WASHINGTON (AP) — Scientists have pinpointed how years of civil war and poaching in Mozambique have led to a greater proportion of elephants that will never develop tusks.
The research was published Thursday in the journal Science. It examined the impacts of ivory poaching during the Mozambican Civil War (1977 to 1992) on the evolution of African savanna elephants in Gorongosa National Park.
Like eye color in humans, genes are responsible for whether elephants inherit tusks from their parents.
A hefty set of tusks is usually an advantage for elephants, allowing them to dig for water, strip bark for food and joust with other elephants. But during episodes of intense ivory poaching, those big incisors become a liability.
While tusklessness was once a rare trait in African savannah elephants, it’s become more common. That's because tuskless females are more likely to survive intense poaching and pass their genes to offspring.
Scientists have identified two genes that likely play a role in whether or not an elephant inherits tusks.
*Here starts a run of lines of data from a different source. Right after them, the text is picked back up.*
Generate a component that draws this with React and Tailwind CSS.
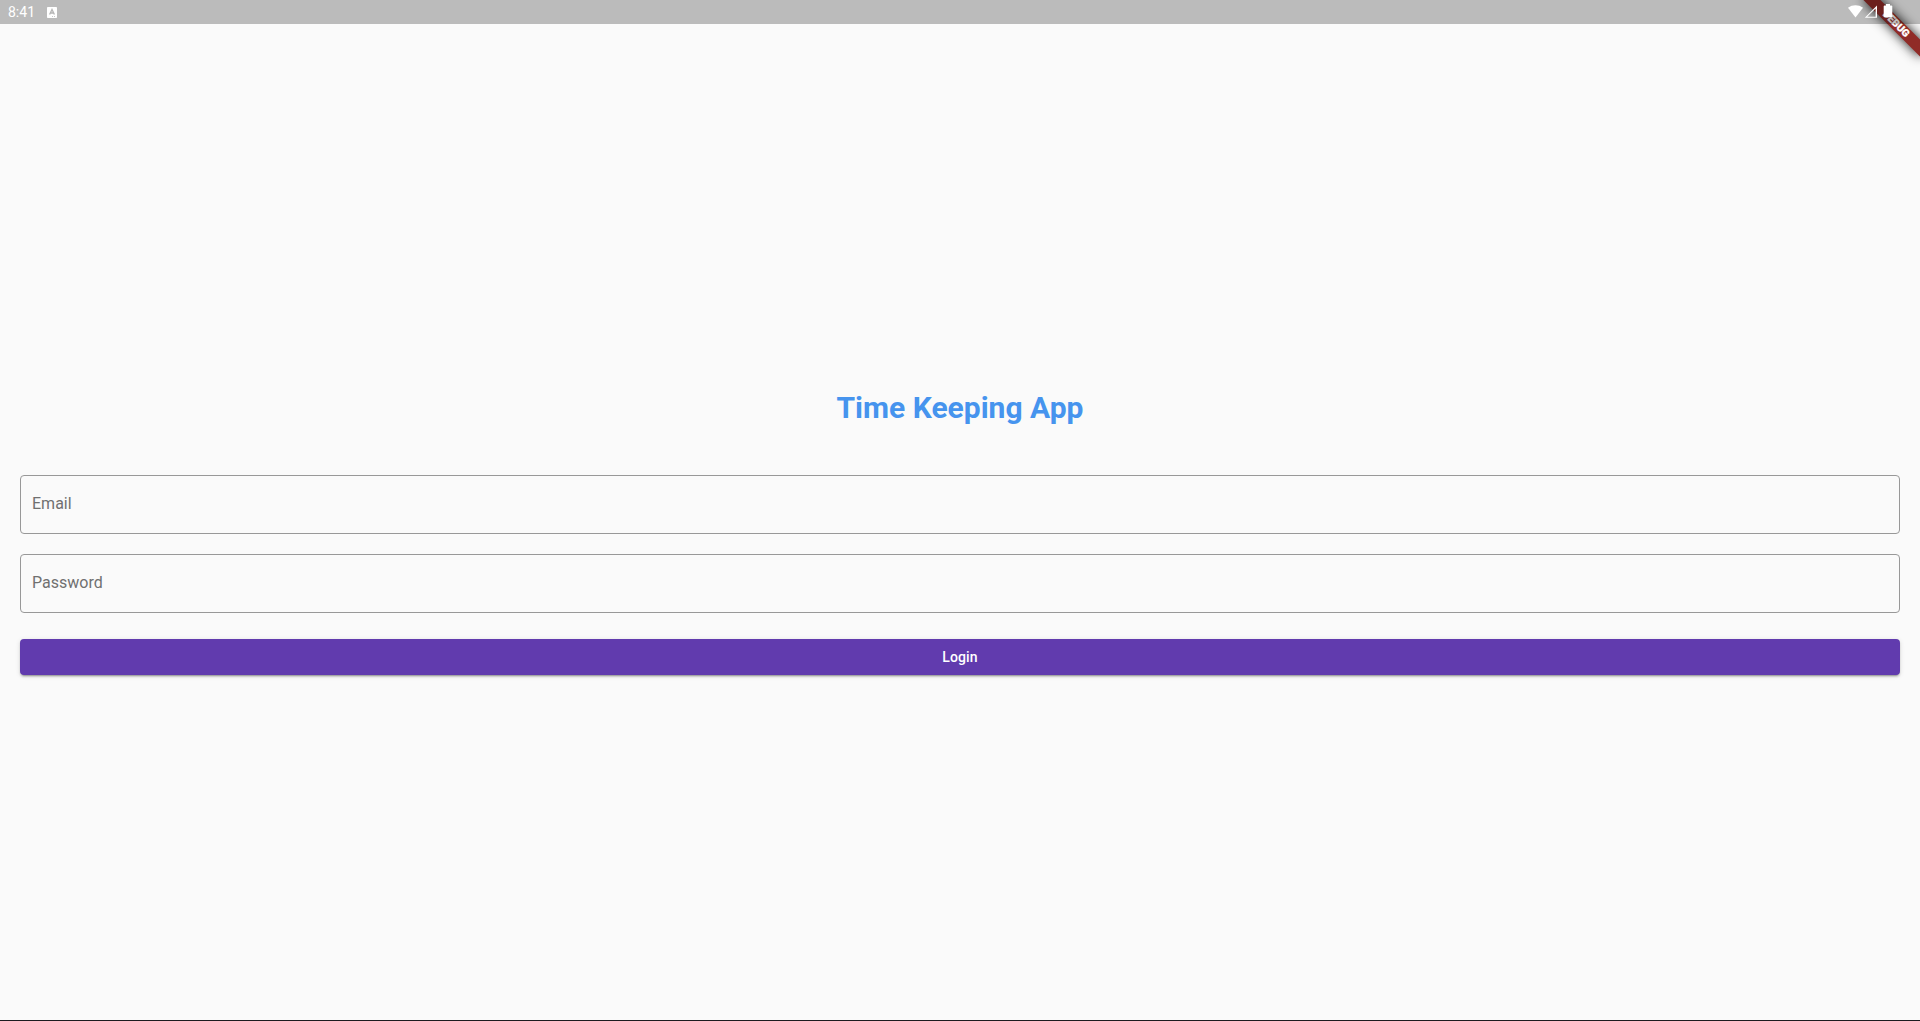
function DebugBanner() {
  return (
    <div className="pointer-events-none absolute top-0 right-0 h-20 w-20 overflow-hidden">
      <div className="absolute top-[28px] left-[40px] h-3 w-20 origin-[40px_-28px] rotate-45 bg-[#902b27] text-center text-[10.2px] leading-[12px] font-black text-white shadow-[0_0_12px_rgba(0,0,0,0.9)] [-webkit-text-stroke:0.3px_white]">
        DEBUG
      </div>
    </div>
  );
}

function StatusBar() {
  return (
    <header className="relative z-10 flex h-6 shrink-0 items-center bg-black/25 pr-[26px] pl-2 text-white">
      <span className="text-[14px] leading-6">8:41</span>
      <svg className="ml-3 h-[11px] w-[10px]" viewBox="0 0 10 11">
        <rect width="10" height="11" rx="0.8" fill="#fff" />
        <path d="M2.6 7.5 5 2.5l2.4 5M3.5 6h3" fill="none" stroke="#b5b5b5" strokeWidth="1.3" />
        <path d="M5 9.5h1M7 9.5h1" stroke="#bbb" strokeWidth="0.8" />
      </svg>
      <div className="ml-auto flex h-6">
        <svg className="h-6 w-[46px]" viewBox="0 0 46 24">
          <path d="M0 7.7C4.5 4.4 10.5 4.4 15 7.7L7.5 17.6Z" fill="#fff" />
          <path d="M16.8 17.8 29 5.5V17.8ZM19.2 16.8H27.6V8.4Z" fill="#fff" fillRule="evenodd" />
          <path d="M38 4h4v1.5h1.5q.8 0 .8.8v9.9q0 .8-.8.8h-7q-.8 0-.8-.8V6.3q0-.8.8-.8H38Z" fill="#fff" />
        </svg>
      </div>
    </header>
  );
}

function Field({ label, type }) {
  return (
    <input
      type={type}
      placeholder={label}
      aria-label={label}
      className="block h-[59px] w-full rounded-[4px] border border-[#989898] bg-transparent px-[11px] pb-[2px] text-[16px] text-[#666] outline-none placeholder:text-[#707070]"
    />
  );
}

export default function App() {
  return (
    <div className="relative isolate flex h-[1021px] w-full flex-col overflow-hidden border-b border-[#1b1b1f] bg-[#fafafa] font-['Roboto',sans-serif]">
      <DebugBanner />
      <StatusBar />
      <main className="flex flex-col px-5 pt-[366px]">
        <h1 className="text-center text-[30px] leading-[35px] font-bold text-[#4694ee]">Time Keeping App</h1>
        <form className="mt-[50px] flex flex-col">
          <Field label="Email" type="email" />
          <div className="mt-5">
            <Field label="Password" type="password" />
          </div>
          <button
            type="button"
            className="mt-[26px] h-9 rounded-[4px] bg-[#613bae] text-[14px] font-medium tracking-[0.1px] text-white shadow-[0_3px_1px_-2px_rgba(0,0,0,0.2),0_2px_2px_0_rgba(0,0,0,0.14),0_1px_5px_0_rgba(0,0,0,0.12)]"
          >
            Login
          </button>
        </form>
      </main>
    </div>
  );
}
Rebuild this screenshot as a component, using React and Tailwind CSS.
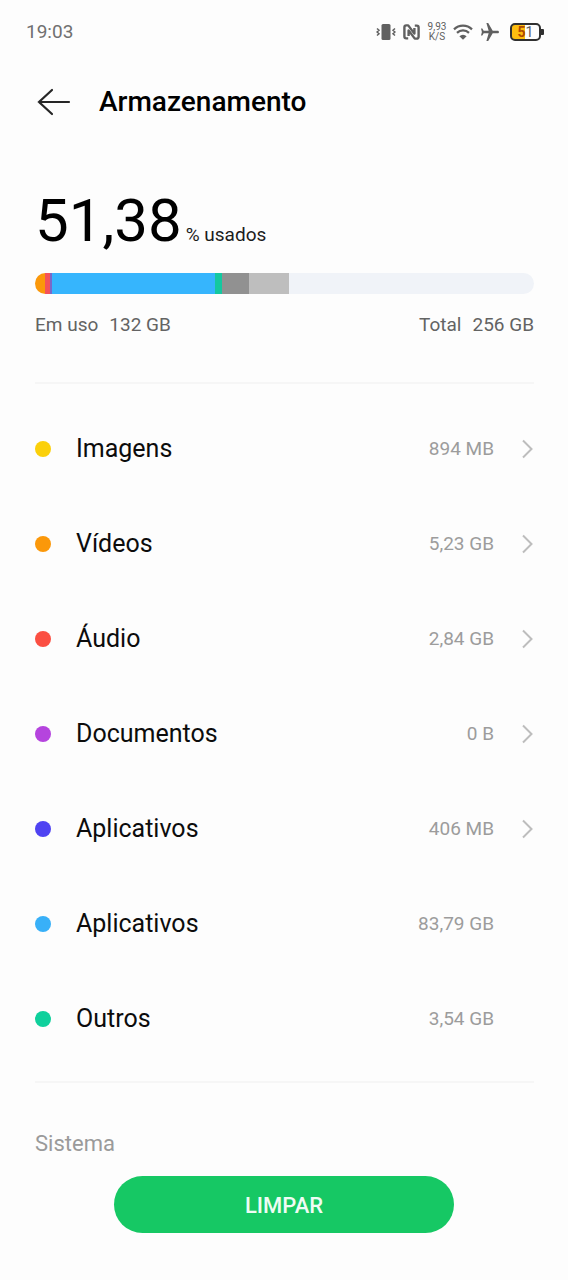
const categories = [
  { id: "images", name: "Imagens", size: "894 MB", dot: "bg-[#fbd00b]", link: true },
  { id: "videos", name: "Vídeos", size: "5,23 GB", dot: "bg-[#fb980a]", link: true },
  { id: "audio", name: "Áudio", size: "2,84 GB", dot: "bg-[#fb4f42]", link: true },
  { id: "documents", name: "Documentos", size: "0 B", dot: "bg-[#b544de]", link: true },
  { id: "apks", name: "Aplicativos", size: "406 MB", dot: "bg-[#4f43f2]", link: true },
  { id: "apps", name: "Aplicativos", size: "83,79 GB", dot: "bg-[#38b0f8]", link: false },
  { id: "others", name: "Outros", size: "3,54 GB", dot: "bg-[#0fd09c]", link: false }
]

// share of the whole disk, in percent
const segments = [
  { id: "videos", color: "bg-[#fb980a]", percent: 2.1 },
  { id: "audio", color: "bg-[#f4525a]", percent: 0.9 },
  { id: "apks", color: "bg-[#7a68c8]", percent: 0.5 },
  { id: "apps", color: "bg-[#36b5fd]", percent: 32.6 },
  { id: "others", color: "bg-[#14c8a0]", percent: 1.4 },
  { id: "system", color: "bg-[#919191]", percent: 5.4 },
  { id: "reserved", color: "bg-[#bebebe]", percent: 8.1 }
]

function StatusBar() {
  return (
    <div className="flex h-16 items-center justify-between pr-6 pl-[26px] text-[#707070]">
      <span className="text-[19px] leading-6">19:03</span>

      <div className="flex items-center text-[#606060]">
        <svg width="20" height="18" viewBox="0 0 20 18" fill="none" stroke="currentColor">
          <rect x="5.5" y="1" width="9" height="16" rx="1.5" fill="currentColor" stroke="none" />
          <path d="M1 5.5l2 1.7-2 1.8 2 1.8-2 1.7M19 5.5l-2 1.7 2 1.8-2 1.8 2 1.7" strokeWidth="1.5" />
        </svg>

        <svg className="ml-[7px]" width="17" height="16" viewBox="0 0 17 16" fill="none" stroke="currentColor" strokeWidth="2.4" strokeLinejoin="round">
          <path d="M5.2 14.4H3.2a1.8 1.8 0 0 1-1.8-1.8V3.2a1.8 1.8 0 0 1 1.8-1.8H5.2L11.4 9.6V4" />
          <path d="M11.8 1.6h2a1.8 1.8 0 0 1 1.8 1.8v9.4a1.8 1.8 0 0 1-1.8 1.8h-2L5.6 6.4V12" />
        </svg>

        <div className="ml-1.5 flex w-[22px] flex-col items-center text-[10px] leading-[10px]">
          <span>9,93</span>
          <span>K/S</span>
        </div>

        <svg className="ml-[5px]" width="20" height="16" viewBox="0 0 20 16" fill="none" stroke="currentColor" strokeWidth="2.2">
          <path d="M1 5.4a12.8 12.8 0 0 1 18 0M4 8.9a8.5 8.5 0 0 1 12 0" />
          <path d="M10 15.8L6.4 12.2a5 5 0 0 1 7.2 0z" fill="currentColor" stroke="none" />
        </svg>

        <svg className="ml-2" width="18" height="18" viewBox="2 2 20 20">
          <path
            transform="rotate(90 12 12)"
            d="M22 16v-2l-8.5-5V3.5c0-.83-.67-1.5-1.5-1.5s-1.5.67-1.5 1.5V9L2 14v2l8.5-2.5V19L8 20.5V22l4-1 4 1v-1.5L13.5 19v-5.5L22 16z"
            fill="currentColor"
          />
        </svg>

        <div className="ml-[11px] flex items-center">
          <div className="flex h-[18px] w-[31px] items-center justify-center rounded-[5px] border-2 border-[#303030] bg-linear-to-r from-[#fdbd10] from-50% to-[#fdfdfd] to-50% text-[14px] leading-[14px]">
            <span className="font-bold text-[#b04a00]">5</span>
            <span>1</span>
          </div>
          <div className="h-1.5 w-[3px] rounded-r-[1px] bg-[#303030]" />
        </div>
      </div>
    </div>
  )
}

function Chevron() {
  return (
    <svg width="12" height="20" viewBox="0 0 12 20" fill="none" stroke="#bdbdbd" strokeWidth="2">
      <path d="M1 1.5L9.5 10L1 18.5" />
    </svg>
  )
}

function CategoryRow({ item }) {
  const content = (
    <>
      <span className={`size-4 rounded-full ${item.dot}`} />
      <span className="ml-[25px] flex-1 text-[25px] leading-8 text-[#0c0c0c]">{item.name}</span>
      <span className="text-[19px] leading-6 text-[#9c9c9c]">{item.size}</span>
      <span className="ml-7 w-3">{item.link && <Chevron />}</span>
    </>
  )

  return (
    <li>
      {item.link ? (
        <a href={`#${item.id}`} className="flex h-[95px] items-center">{content}</a>
      ) : (
        <div className="flex h-[95px] items-center">{content}</div>
      )}
    </li>
  )
}

export default function App() {
  return (
    <div className="flex min-h-screen flex-col bg-[#fdfdfd] font-[Roboto,sans-serif] text-black">
      <StatusBar />

      <header className="flex h-[76px] items-center pl-[37px]">
        <button aria-label="Voltar">
          <svg width="34" height="28" viewBox="0 0 34 28" fill="none" stroke="#262626" strokeWidth="2.2" strokeLinecap="round">
            <path d="M32 14H2M15 2L2 14l13 12" />
          </svg>
        </button>
        <h1 className="ml-7 text-[28px] leading-8 font-medium">Armazenamento</h1>
      </header>

      <main className="flex flex-1 flex-col pr-[34px] pl-[35px]">
        <div className="mt-[46px] flex items-baseline">
          <span className="text-[60px] leading-[70px]">51,38</span>
          <span className="ml-1 text-[19px] leading-6 text-[#1c1c1c]">% usados</span>
        </div>

        <div className="mt-[17px] flex h-[21px] overflow-hidden rounded-full bg-[#f0f3f8]">
          {segments.map((segment) => (
            <div key={segment.id} className={segment.color} style={{ width: `${segment.percent}%` }} />
          ))}
        </div>

        <div className="mt-[19px] flex justify-between text-[19px] leading-6 text-[#636363]">
          <p className="flex gap-[11px]"><span>Em uso</span><span>132 GB</span></p>
          <p className="flex gap-[11px]"><span>Total</span><span>256 GB</span></p>
        </div>

        <ul className="mt-[45px] border-y-2 border-[#f6f6f6] pt-[17px] pb-[15px]">
          {categories.map((item) => (
            <CategoryRow key={item.id} item={item} />
          ))}
        </ul>

        <h2 className="mt-[47px] text-[22px] leading-7 text-[#9a9a9a]">Sistema</h2>
      </main>

      <footer className="flex justify-center pt-[17px] pb-[47px]">
        <button className="h-[57px] w-3/5 rounded-full bg-[#16c864] pt-0.5 text-[22px] font-medium text-[#effcf4]">
          LIMPAR
        </button>
      </footer>
    </div>
  )
}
“Whole-genome scans implicated two candidate genes with known roles in mammalian tooth development (AMELX and MEP1a), including the formation of enamel, dentin, cementum, and the periodontium,” researchers wrote. “One of these loci (AMELX) is associated with an X-linked dominant, male-lethal syndrome in humans that diminishes the growth of maxillary lateral incisors (homologous to elephant tusks).”